On February 8, 2016, Justice Singh of the New York County Commercial Division issued a decision in Public Sector Pension Investment Board v. Saba Capital Management, L.P., 2016 NY Slip Op. 30215(U), holding that a corporate officer could not be liable in tort for inducing the company to breach a contract unless the officer acted exclusively in his own interest, rather than for the interest of the corporation. Justice Singh explained:
Ordinarily a corporate officer acting in good faith is immune from liability for the acts of its corporation. However, under a heightened pleading standard, a corporate official may be found personally liable for his or her acts if their actions constitute independent tortious conduct. Plaintiffs must claim the individual either acted beyond the scope of his employment or, if not, was motivated by personal gain. The parties agree that defendant Weinstein was acting within the scope of his employment.
Conversely, the parties disagree on whether Weinstein’s acts must elicit any personal gain or whether the personal gain must be separate and apart from the corporation. . . . [R]ecent case law has clarified that the pleadings must allege that the individual corporate officer must have been acting for his or her own personal interests rather than for the corporate interest.

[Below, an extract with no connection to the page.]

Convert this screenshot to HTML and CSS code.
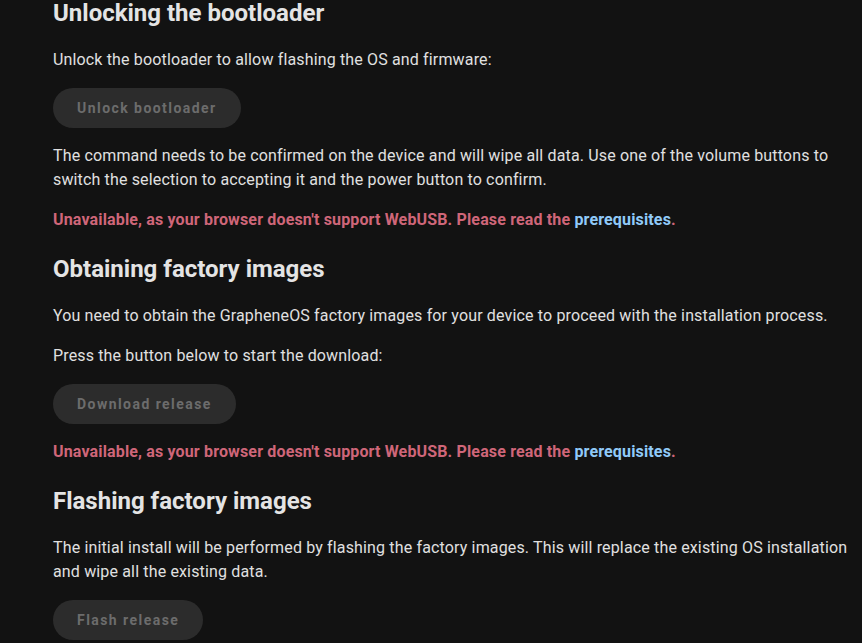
FILE: index.html
```html
<!DOCTYPE html>
<html lang="en">
<head>
<meta charset="utf-8">
<title>GrapheneOS web installer</title>
<link rel="stylesheet" href="styles.css">
</head>
<body>
<main class="content">
  <section class="step">
    <h2 class="step-title first">Unlocking the bootloader</h2>
    <p class="text">Unlock the bootloader to allow flashing the OS and firmware:</p>
    <button class="btn" disabled>Unlock bootloader</button>
    <p class="text">The command needs to be confirmed on the device and will wipe all data. Use one of the volume buttons to switch the selection to accepting it and the power button to confirm.</p>
    <p class="error">Unavailable, as your browser doesn't support WebUSB. Please read the <a class="link" href="#prerequisites">prerequisites</a>.</p>
  </section>
  <section class="step">
    <h2 class="step-title">Obtaining factory images</h2>
    <p class="text">You need to obtain the GrapheneOS factory images for your device to proceed with the installation process.</p>
    <p class="text">Press the button below to start the download:</p>
    <button class="btn" disabled>Download release</button>
    <p class="error">Unavailable, as your browser doesn't support WebUSB. Please read the <a class="link" href="#prerequisites">prerequisites</a>.</p>
  </section>
  <section class="step">
    <h2 class="step-title">Flashing factory images</h2>
    <p class="text">The initial install will be performed by flashing the factory images. This will replace the existing OS installation and wipe all the existing data.</p>
    <button class="btn" disabled>Flash release</button>
  </section>
</main>
</body>
</html>
```

FILE: styles.css
```css
html, body {
  margin: 0;
  padding: 0;
  background: #121212;
}

body {
  font-family: Roboto, "Liberation Sans", sans-serif;
  color: #e0e0e0;
  font-size: 16px;
  line-height: 24px;
  overflow: hidden;
}

.content {
  width: 806px;
  padding: 0 0 0 53px;
}

.step {
  display: flex;
  flex-direction: column;
  align-items: flex-start;
  gap: 16px;
}

.step + .step {
  margin-top: 24px;
}

.step-title {
  margin: 0 0 6px 0;
  font-size: 24px;
  line-height: 26px;
  font-weight: 700;
  color: #e4e4e4;
}

.text,
.error {
  margin: 0;
  letter-spacing: 0.15px;
}

.error {
  color: #cf6679;
  font-weight: 700;
}

.link {
  color: #90caf9;
  text-decoration: none;
}

.btn {
  height: 40px;
  padding: 0 24px;
  border: none;
  border-radius: 20px;
  background: #2c2c2c;
  color: #6c6c6c;
  font-family: Roboto, "Liberation Sans", sans-serif;
  font-size: 14px;
  font-weight: 700;
  letter-spacing: 1.45px;
  cursor: default;
}
```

(Citations omitted). The court held that the complaint did not state a tortious interference claim against the officer because the personal benefit he allegedly received from the company’s breach of contract “was also bestowed upon the corporation,” and “[f]rom a policy perspective, corporate officers and directors should not be dis-incentivized from furthering the interest of their corporation when they tangentially might receive a benefit as well.”